Whatever has been written about Gabrielle’s meteoric rise to fame, in fact, she neither took Paris by storm once launched nor was she a born socialite only waiting to be scooped up and “brought out” by someone sympathetic to her, such as Arthur Capel. Notwithstanding Gabrielle’s precociously advanced character, she did not possess a precocious ability for self-expression, nor was she quick to develop her innate abilities. Indeed, the period in which she learned how to become a designer, a businesswoman and the person she wanted to be had a lengthy gestation. While her life at Royallieu had been her first major step, the time Gabrielle spent working in boulevard Malesherbes and her move to live with Arthur Capel were two of the crucial periods in which she was, effectively, serving her apprenticeship.

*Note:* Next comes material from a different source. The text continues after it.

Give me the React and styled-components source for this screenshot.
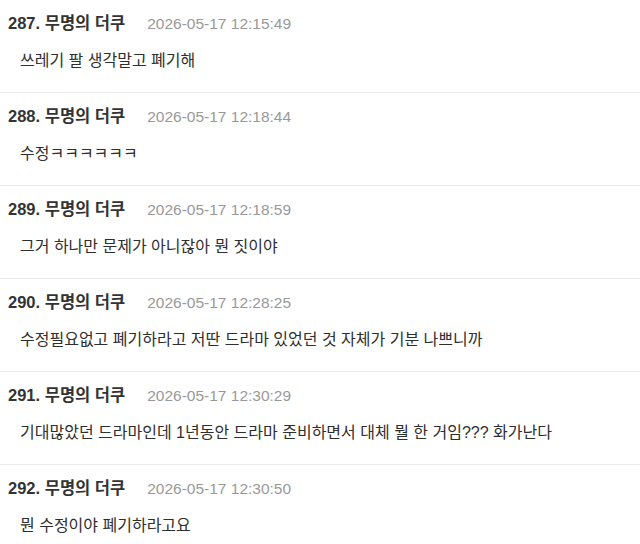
import React from "react";
import styled, { createGlobalStyle } from "styled-components";

const Global = createGlobalStyle`
  html, body { margin: 0; padding: 0; background: #fff; }
  body { font-family: "Liberation Sans", "Noto Sans CJK KR", sans-serif; }
`;

const List = styled.div`
  display: flex;
  flex-direction: column;
  width: 640px;
`;

const Row = styled.div`
  display: flex;
  flex-direction: column;
  height: 93px;
  box-sizing: border-box;
  border-bottom: 1px solid #ececec;
  padding: 10px 0 0 8px;
`;

const Header = styled.div`
  display: flex;
  align-items: baseline;
  height: 21px;
`;

const Author = styled.span`
  font-size: 16.5px;
  font-weight: 700;
  color: #333;
`;

const Time = styled.span`
  font-size: 15.5px;
  color: #999;
  margin-left: 22px;
`;

const Body = styled.div`
  margin-top: 19px;
  padding-left: 12px;
  font-size: 16px;
  color: #2e2e2e;
  line-height: 21px;
`;

const data = [
  ["287", "2026-05-17 12:15:49", "쓰레기 팔 생각말고 폐기해"],
  ["288", "2026-05-17 12:18:44", "수정ㅋㅋㅋㅋㅋㅋ"],
  ["289", "2026-05-17 12:18:59", "그거 하나만 문제가 아니잖아 뭔 짓이야"],
  ["290", "2026-05-17 12:28:25", "수정필요없고 폐기하라고 저딴 드라마 있었던 것 자체가 기분 나쁘니까"],
  ["291", "2026-05-17 12:30:29", "기대많았던 드라마인데 1년동안 드라마 준비하면서 대체 뭘 한 거임??? 화가난다"],
  ["292", "2026-05-17 12:30:50", "뭔 수정이야 폐기하라고요"],
];

export default function App() {
  return (
    <>
      <Global />
      <List>
        {data.map(([n, t, b]) => (
          <Row key={n}>
            <Header>
              <Author>{n}. 무명의 더쿠</Author>
              <Time>{t}</Time>
            </Header>
            <Body>{b}</Body>
          </Row>
        ))}
      </List>
    </>
  );
}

Through Etienne Balsan and his friends at Royallieu, and then Arthur Capel and his connections, she was growing beyond the limitations of her background and assimilating much about the art of self-presentation. In keeping with the most renowned courtesans, however, Gabrielle would travel beyond these ideas and experiment with the more complex art of reinvention.

But while this young milliner was never short of ideas, as business grew, her ignorance of technique was beginning to hold her back, and when told by Etienne of someone who might help, she quickly made an approach. Young Lucienne Rabaté was a rising star who worked for one of Paris’s most prestigious milliners, Maison Lewis. Seduced by the liveliness of the little Chanel salon, Lucienne brought with her two more of the Maison Lewis’s best assistants. 19Gabrielle’s designs, her assistants’ skill, and their word-of-mouth promotion meant that business continued gaining pace.

Gabrielle had remained close to her aunt Adrienne, who was still living quietly in Vichy with her lover, the Baron de Nexon. Adrienne was inclusive and generous spirited in her concerns for her family, and she now suggested the employment of Gabrielle’s younger sister Antoinette to receive customers and look after the salon.

Antoinette had been first at Aubazine, then followed Julia-Berthe and Gabrielle to the convent at Moulins, and was now emulating her sister in trying her hand as a singer in Vichy. She was pretty and vivacious but had no voice, and like Gabrielle before her, was failing to find any work. As a result, Adrienne was supporting her. With some of her sister Gabrielle’s boldness, and a genuine charm, Antoinette became a decorative ambassador for Chanel Modes. With nothing like Gabrielle’s intelligence or initiative, however, she was biddable and worked hard. Meanwhile, Gabrielle’s salon had begun to outgrow its cramped quarters on the boulevard Malesherbes, and she turned to her lover for assistance. Would Arthur give her the finances to expand?

Arthur was businessman enough to recognize his mistress’s intelligence and energy, and although she wasn’t making great sums of money, he believed she had potential. As the entrepreneur in him thrived on risk, he agreed to fund the opening of Gabrielle’s own shop. In this way, at the beginning of 1911, she took on the leasehold of some first-floor rooms on the rue Cambon, just off the fashionable rue de Rivoli.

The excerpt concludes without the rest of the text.